Meditation isn't a religious practice, its a method to look inside of you where you analyze the spirit and think beyond the world.

Meditation has been altered in various other forms like Yoga, Tai Chi, etc. according to the geographic locations and religions. But the basis of all is the same.

I don't personally believe meditation to be some kind of religious practice, although it is a part of some religious rituals. With all it's proven mental and physical benefits, I see it as just one more thing I can do to improve my health and well-being. Unfortunately, there's some stigma attached to it by some of the more "fundamental" believers of some religions out there, just like they've done with things like horoscopes, tarot cards, etc...sheesh.
Think about it this way - it's clearing of your mind. How can you do that? By focusing on one thing within your body, for example the breath. However, it could also mean running, gardening - anything that's repetitive and requires attention can be meditative. People need to relax.
My sister-in-law takes a meditation class. I think it would be interesting to try and I am sure I am better at it now than I once would have been, having practiced lying still and remaining relaxed in relaxation time during yoga (I could not relax at first. It took me some time.) It would probably be good for me to take some time for quiet thought and stillness in my day. I very much like taking classes from those who know, so if I hear of one in my area (finding yoga is hard enough), I just might give it a try! It sounds like there are many benefits.
thank you that is some very good advice and information.
This may be a controversial post, but...I know people who I think misuse meditation. Let me start by saying that I am, personally, a huge fan of meditation, and do practice it myself. At the same time, I know people who use it as a form of self-care, which actually exacerbates, rather than curing the original source of stress. For instance, people who are overwhelmed with things that need to get done. Rather than tackling a couple of the tasks to feel less overwhelmed, they go a a multi-day retreat, only to return to more things having piled up, nothing done, and a need to meditate further to avoid feeling stressed. It's a messy cycle of avoidance that actually reminds me somewhat of addiction. Any thoughts?
For me, meditating is a way to quiet the nervous system so that your body gets a break. Unlike sleeping, if you can train your mind to quiet at will - as in meditation - it can be helpful to combat stress. I'm sure it goes deeper, but even that much is a huge health benefit.
I agree with your first two myths. But I am not sure that your third myth fits together.

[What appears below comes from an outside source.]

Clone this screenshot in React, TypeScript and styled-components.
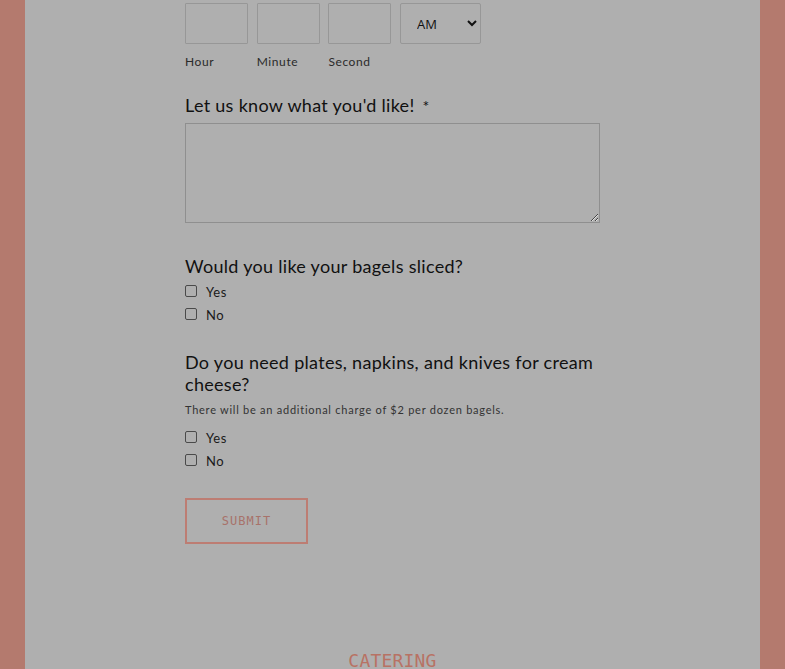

Of course we don't reach nirvana everytime we meditate, in fact even if we meditate everyday for the rest of our life, we probably still won't reach nirvana. Also, while letting the mind go and reaching its own conclusions is essential to being open minded that meditating? I would say that meditation allows you to reach clearer, more profound conclusions.
When you're sitting in the pickup lane waiting for school to get out, it 's a great time to meditate. If you work and have family at home all evening it may be the only time you have the peace and quiet to do so.
Well, to be fair, meditation and yoga ARE huge parts of two major world religions: Buddhism and Hinduism. I don't think that should be a reason to reject the two on the basis of the fact that they comprise huge components of belief systems you may or may not be interested in. What's great about both meditation and yoga is that they are so relevant to our daily lives, no matter what we believe, and can be translated over to any culture or era and can be reconciled with pretty much any belief system. Yoga is about integrating all aspects of yourself, and I also don't understand why some people get worked up and think it's "eastern mysticism hoodoo." To me, that's simple ignorance. And I'm in total agreement with Tracii about meditation; it can have a multitude of purposes and is different for each individual. To me, it's about achieving honesty with yourself and being conscious of everything that's going on, even if it's painful--whereas for others, it may be about attaining enlightenment, which actually to me, seems to be a byproduct of meditation and not the actual purpose. Sunryu Suzuki Roshi has a great book on meditation that I recommend, "Zen Mind, Beginner's Mind," which is perfect for the beginner or expert who wants to rid her/himself of misconceptions.
That's so strange to me that people would think that meditation has to be related to religion. We go into a somewhat meditative state when we sleep, don't we? Although, I was talking to someone who was very religious about yoga. They got uncomfortable and mentioned something along the lines of what you're talking about. Unusual. What was it that gave yoga, etc. a bad name?